▶ _What you are asked to do_
Gather all lines in the entries below that include the word "this".

▶ _Available data_
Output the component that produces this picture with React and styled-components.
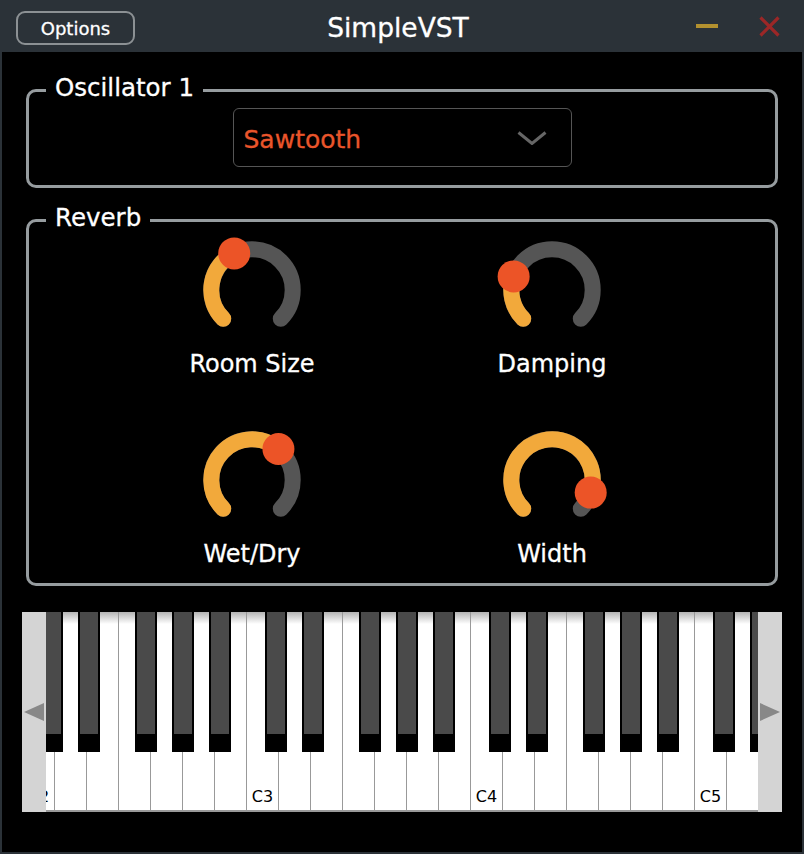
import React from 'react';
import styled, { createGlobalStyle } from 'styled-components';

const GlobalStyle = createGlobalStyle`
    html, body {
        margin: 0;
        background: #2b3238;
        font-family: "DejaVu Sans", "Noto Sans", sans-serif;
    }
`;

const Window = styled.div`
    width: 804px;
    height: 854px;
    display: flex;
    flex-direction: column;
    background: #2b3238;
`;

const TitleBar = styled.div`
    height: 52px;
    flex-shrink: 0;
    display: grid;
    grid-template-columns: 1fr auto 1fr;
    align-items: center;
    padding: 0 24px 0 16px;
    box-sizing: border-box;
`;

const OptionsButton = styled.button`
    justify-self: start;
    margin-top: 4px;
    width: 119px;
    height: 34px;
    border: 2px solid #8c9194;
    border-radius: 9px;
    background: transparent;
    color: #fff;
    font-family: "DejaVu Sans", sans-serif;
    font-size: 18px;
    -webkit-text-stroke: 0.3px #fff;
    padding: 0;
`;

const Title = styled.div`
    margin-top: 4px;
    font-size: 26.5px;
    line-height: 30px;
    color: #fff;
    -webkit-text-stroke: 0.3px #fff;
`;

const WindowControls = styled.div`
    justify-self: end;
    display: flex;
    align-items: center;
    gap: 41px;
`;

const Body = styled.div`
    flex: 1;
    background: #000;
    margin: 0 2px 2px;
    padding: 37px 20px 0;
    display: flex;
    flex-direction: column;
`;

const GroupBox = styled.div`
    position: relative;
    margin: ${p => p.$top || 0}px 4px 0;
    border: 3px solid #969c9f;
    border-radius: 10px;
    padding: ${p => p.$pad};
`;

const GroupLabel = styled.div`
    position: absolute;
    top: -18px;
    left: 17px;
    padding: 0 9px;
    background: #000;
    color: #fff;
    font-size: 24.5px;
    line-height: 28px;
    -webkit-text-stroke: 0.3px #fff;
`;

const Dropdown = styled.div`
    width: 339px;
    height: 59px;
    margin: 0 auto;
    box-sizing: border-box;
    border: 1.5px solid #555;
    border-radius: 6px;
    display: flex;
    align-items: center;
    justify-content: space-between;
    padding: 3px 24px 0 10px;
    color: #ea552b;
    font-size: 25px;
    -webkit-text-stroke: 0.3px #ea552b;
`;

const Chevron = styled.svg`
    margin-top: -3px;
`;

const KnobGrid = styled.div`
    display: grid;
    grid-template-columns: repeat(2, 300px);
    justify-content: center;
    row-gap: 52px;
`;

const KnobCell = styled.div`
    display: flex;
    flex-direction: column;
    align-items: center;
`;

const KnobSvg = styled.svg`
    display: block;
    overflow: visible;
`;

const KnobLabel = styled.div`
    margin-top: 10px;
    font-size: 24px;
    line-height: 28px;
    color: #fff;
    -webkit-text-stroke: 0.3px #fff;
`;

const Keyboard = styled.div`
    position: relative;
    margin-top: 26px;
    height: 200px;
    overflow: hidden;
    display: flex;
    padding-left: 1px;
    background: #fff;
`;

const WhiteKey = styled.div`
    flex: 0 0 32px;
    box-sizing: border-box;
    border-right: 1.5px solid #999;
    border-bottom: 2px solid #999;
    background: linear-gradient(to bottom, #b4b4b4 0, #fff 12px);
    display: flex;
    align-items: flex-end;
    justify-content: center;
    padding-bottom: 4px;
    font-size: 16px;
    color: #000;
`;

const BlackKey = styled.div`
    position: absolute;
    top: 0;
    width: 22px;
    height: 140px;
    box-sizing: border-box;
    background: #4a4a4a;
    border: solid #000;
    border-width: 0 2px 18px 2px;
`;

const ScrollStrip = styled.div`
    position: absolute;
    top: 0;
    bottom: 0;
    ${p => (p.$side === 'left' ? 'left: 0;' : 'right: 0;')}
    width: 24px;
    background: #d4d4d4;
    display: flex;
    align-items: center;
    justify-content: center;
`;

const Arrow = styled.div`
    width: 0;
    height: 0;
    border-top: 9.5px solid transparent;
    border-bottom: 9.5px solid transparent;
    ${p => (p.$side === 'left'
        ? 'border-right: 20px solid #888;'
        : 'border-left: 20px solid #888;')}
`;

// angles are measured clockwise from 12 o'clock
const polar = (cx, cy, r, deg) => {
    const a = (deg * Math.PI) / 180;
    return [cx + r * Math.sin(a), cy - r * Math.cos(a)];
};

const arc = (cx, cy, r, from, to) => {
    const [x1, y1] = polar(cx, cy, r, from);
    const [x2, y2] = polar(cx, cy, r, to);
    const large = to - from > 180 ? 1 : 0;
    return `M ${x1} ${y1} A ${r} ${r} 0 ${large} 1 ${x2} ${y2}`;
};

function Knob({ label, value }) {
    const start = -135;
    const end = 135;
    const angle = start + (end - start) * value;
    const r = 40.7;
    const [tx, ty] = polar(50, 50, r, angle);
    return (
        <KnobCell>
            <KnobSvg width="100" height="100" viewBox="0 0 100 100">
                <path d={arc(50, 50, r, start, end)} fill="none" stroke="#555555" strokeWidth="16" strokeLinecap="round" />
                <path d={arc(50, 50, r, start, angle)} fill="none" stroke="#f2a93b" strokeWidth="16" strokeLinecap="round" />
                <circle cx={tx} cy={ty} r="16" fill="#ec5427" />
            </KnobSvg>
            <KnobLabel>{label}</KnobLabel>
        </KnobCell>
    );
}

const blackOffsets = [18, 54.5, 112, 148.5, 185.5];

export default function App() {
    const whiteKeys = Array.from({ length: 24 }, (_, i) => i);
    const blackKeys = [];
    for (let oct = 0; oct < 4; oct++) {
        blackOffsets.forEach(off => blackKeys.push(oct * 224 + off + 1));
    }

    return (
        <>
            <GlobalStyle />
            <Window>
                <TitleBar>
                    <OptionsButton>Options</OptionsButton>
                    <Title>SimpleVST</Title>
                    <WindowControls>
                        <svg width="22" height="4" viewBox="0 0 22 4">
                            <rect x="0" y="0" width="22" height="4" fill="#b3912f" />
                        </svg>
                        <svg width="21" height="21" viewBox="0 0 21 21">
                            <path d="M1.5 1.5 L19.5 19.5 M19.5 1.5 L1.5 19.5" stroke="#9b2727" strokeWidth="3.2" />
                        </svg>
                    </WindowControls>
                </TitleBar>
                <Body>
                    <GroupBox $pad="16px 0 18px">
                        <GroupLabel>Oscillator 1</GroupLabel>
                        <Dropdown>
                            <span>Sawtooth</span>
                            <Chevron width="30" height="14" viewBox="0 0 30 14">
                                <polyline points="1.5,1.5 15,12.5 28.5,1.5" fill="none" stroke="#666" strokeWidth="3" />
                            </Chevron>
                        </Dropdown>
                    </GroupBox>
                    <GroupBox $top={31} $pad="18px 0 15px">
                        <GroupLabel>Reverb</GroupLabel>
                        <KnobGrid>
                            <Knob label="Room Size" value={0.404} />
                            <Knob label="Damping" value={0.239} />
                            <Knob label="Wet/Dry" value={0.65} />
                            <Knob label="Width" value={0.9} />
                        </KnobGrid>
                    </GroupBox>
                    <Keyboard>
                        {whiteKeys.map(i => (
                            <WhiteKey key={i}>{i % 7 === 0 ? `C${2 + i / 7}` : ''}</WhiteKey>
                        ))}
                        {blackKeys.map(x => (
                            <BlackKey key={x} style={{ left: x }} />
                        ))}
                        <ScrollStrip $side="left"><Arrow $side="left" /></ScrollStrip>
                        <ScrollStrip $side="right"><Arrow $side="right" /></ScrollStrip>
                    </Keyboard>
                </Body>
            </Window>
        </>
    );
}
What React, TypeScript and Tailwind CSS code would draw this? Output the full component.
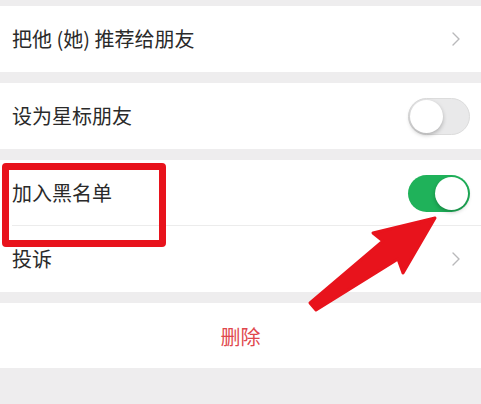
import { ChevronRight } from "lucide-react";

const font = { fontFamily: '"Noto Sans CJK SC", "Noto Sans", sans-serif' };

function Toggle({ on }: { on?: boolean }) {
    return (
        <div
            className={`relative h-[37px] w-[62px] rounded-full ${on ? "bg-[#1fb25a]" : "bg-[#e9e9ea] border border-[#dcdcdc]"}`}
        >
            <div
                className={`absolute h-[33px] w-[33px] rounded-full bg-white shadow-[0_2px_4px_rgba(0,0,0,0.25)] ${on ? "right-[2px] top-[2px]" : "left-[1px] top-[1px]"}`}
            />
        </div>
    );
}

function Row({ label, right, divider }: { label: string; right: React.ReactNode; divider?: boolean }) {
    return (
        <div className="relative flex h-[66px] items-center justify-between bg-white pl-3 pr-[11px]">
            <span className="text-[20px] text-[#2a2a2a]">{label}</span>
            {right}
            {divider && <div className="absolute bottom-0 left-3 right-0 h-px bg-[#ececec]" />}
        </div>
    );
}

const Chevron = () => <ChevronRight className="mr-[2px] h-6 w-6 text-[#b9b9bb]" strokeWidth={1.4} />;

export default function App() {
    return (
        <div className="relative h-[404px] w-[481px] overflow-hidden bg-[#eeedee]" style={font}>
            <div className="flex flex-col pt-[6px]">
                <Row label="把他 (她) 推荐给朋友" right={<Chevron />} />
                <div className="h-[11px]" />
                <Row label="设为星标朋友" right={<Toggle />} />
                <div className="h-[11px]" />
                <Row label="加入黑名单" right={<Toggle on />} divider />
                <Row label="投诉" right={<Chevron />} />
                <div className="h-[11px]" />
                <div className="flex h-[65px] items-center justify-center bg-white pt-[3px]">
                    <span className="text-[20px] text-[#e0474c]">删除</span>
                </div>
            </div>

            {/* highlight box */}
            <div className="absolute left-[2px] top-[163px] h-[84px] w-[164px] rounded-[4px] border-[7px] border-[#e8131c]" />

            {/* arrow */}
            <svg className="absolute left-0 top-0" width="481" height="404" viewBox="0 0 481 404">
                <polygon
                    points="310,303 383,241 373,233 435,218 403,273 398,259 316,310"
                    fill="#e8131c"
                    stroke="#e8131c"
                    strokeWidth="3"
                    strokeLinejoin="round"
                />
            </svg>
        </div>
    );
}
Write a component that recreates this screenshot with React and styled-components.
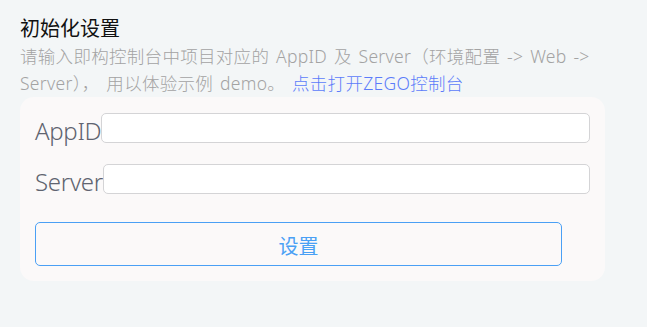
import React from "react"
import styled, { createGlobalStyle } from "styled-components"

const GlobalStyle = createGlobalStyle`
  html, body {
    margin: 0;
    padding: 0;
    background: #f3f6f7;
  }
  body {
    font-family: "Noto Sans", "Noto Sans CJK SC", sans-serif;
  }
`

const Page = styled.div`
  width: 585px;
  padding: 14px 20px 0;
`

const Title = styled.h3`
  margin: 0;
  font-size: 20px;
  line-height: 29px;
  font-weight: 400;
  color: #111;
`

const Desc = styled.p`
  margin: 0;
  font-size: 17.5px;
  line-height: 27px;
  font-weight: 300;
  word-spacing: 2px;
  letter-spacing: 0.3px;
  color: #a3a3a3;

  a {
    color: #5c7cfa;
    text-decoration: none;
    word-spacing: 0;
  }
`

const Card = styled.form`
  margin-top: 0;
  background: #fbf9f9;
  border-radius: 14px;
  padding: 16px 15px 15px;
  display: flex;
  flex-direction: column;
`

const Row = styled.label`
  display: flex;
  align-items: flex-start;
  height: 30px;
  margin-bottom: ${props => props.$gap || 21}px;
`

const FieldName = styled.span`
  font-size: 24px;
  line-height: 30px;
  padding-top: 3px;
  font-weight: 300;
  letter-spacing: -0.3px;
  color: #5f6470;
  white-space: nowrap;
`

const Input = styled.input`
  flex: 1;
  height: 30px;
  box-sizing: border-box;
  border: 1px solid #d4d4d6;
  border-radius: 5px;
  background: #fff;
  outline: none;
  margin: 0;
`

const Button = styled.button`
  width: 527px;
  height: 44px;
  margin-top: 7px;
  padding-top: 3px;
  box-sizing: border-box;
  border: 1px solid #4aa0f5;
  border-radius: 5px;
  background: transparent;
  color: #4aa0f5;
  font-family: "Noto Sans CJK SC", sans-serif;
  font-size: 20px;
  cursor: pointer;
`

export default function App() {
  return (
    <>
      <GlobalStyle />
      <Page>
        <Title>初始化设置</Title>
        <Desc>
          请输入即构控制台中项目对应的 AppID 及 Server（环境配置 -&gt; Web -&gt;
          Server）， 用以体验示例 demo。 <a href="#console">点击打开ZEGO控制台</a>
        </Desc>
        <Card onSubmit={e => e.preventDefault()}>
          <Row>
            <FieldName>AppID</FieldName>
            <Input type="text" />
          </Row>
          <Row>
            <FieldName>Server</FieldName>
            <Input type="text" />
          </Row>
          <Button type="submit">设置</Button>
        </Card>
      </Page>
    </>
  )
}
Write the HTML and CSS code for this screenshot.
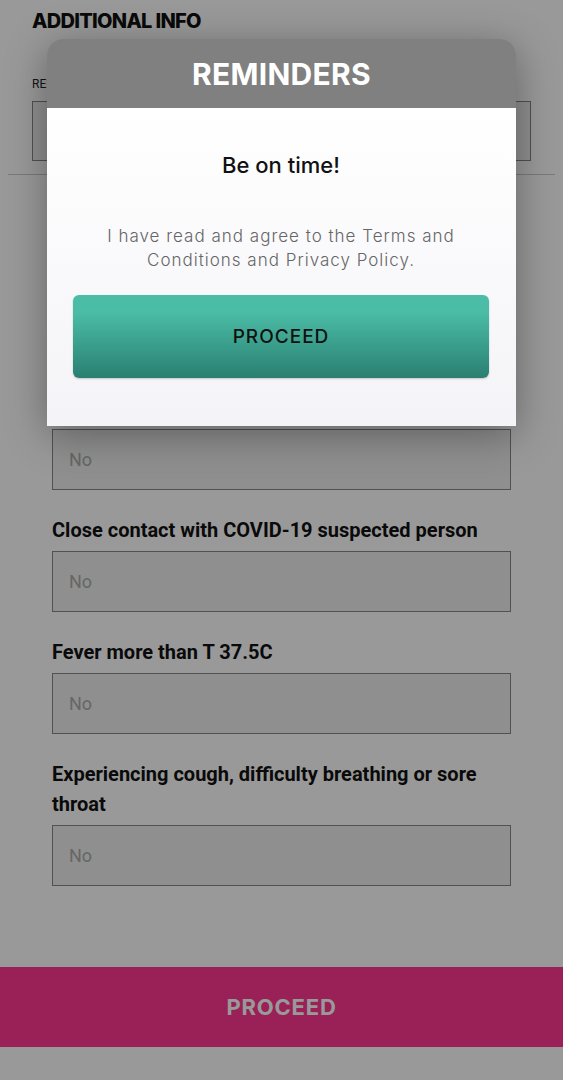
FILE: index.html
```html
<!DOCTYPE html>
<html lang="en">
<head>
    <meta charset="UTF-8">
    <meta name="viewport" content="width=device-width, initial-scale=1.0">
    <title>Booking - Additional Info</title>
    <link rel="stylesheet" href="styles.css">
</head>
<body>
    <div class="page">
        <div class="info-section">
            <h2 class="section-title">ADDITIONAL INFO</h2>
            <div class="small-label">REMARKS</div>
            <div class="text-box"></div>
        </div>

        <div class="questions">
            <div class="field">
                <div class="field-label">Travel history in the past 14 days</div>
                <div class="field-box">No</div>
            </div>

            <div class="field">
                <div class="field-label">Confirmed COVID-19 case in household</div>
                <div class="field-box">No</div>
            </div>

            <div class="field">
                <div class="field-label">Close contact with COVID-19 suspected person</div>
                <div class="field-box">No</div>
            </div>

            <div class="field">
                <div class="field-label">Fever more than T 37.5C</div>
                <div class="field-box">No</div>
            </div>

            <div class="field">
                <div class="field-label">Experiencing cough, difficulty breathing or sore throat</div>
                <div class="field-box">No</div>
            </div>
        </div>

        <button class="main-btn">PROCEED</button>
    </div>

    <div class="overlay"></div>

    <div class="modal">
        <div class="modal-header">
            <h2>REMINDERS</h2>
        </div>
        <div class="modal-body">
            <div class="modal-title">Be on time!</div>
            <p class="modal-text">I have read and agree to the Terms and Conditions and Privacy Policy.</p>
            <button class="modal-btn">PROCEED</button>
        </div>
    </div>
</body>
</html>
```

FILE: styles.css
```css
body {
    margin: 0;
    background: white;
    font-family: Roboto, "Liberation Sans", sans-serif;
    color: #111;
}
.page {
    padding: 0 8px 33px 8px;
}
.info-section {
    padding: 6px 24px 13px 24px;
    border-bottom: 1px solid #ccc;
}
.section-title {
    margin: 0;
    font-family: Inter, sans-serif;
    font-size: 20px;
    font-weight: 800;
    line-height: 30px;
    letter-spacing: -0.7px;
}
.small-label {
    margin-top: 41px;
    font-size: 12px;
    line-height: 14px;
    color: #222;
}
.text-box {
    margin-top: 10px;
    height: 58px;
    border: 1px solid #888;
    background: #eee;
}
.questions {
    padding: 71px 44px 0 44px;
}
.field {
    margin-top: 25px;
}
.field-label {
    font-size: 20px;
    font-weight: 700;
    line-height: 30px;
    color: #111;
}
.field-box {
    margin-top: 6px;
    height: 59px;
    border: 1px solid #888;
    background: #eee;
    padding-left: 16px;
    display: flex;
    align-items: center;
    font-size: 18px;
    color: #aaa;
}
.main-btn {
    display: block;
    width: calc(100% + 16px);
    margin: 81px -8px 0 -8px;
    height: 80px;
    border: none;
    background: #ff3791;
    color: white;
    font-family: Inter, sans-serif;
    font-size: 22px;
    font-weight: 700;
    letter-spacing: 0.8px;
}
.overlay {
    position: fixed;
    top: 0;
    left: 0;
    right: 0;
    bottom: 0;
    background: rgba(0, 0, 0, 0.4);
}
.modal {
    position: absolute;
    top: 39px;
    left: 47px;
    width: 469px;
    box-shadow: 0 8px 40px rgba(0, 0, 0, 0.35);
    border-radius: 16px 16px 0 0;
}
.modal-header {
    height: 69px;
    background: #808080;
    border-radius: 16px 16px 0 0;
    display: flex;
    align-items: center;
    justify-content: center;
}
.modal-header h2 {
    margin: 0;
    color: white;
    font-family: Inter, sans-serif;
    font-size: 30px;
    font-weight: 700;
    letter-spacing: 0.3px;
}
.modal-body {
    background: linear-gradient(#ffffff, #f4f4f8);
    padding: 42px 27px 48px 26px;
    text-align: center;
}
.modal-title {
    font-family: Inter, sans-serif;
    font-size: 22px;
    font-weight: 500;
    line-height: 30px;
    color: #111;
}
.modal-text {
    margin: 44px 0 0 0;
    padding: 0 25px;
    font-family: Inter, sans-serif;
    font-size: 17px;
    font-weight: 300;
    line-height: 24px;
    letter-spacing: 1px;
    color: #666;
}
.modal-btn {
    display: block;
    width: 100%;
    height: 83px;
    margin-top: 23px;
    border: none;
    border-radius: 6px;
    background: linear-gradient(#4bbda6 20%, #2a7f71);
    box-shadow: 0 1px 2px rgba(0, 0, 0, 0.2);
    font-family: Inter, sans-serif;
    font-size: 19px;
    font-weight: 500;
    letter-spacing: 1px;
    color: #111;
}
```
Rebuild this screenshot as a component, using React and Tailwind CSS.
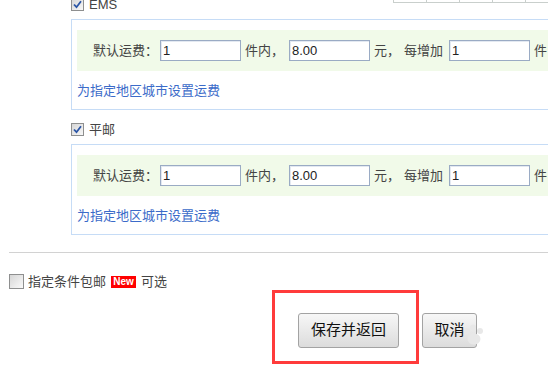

▶ _Expected answer_
Output the component that produces this picture with React and styled-components.
What React, TypeScript and Tailwind CSS code would draw this? Output the full component.
Write a component that recreates this screenshot with React and styled-components.
Write the HTML and CSS code for this screenshot.
Rebuild this screenshot as a component, using React and Tailwind CSS.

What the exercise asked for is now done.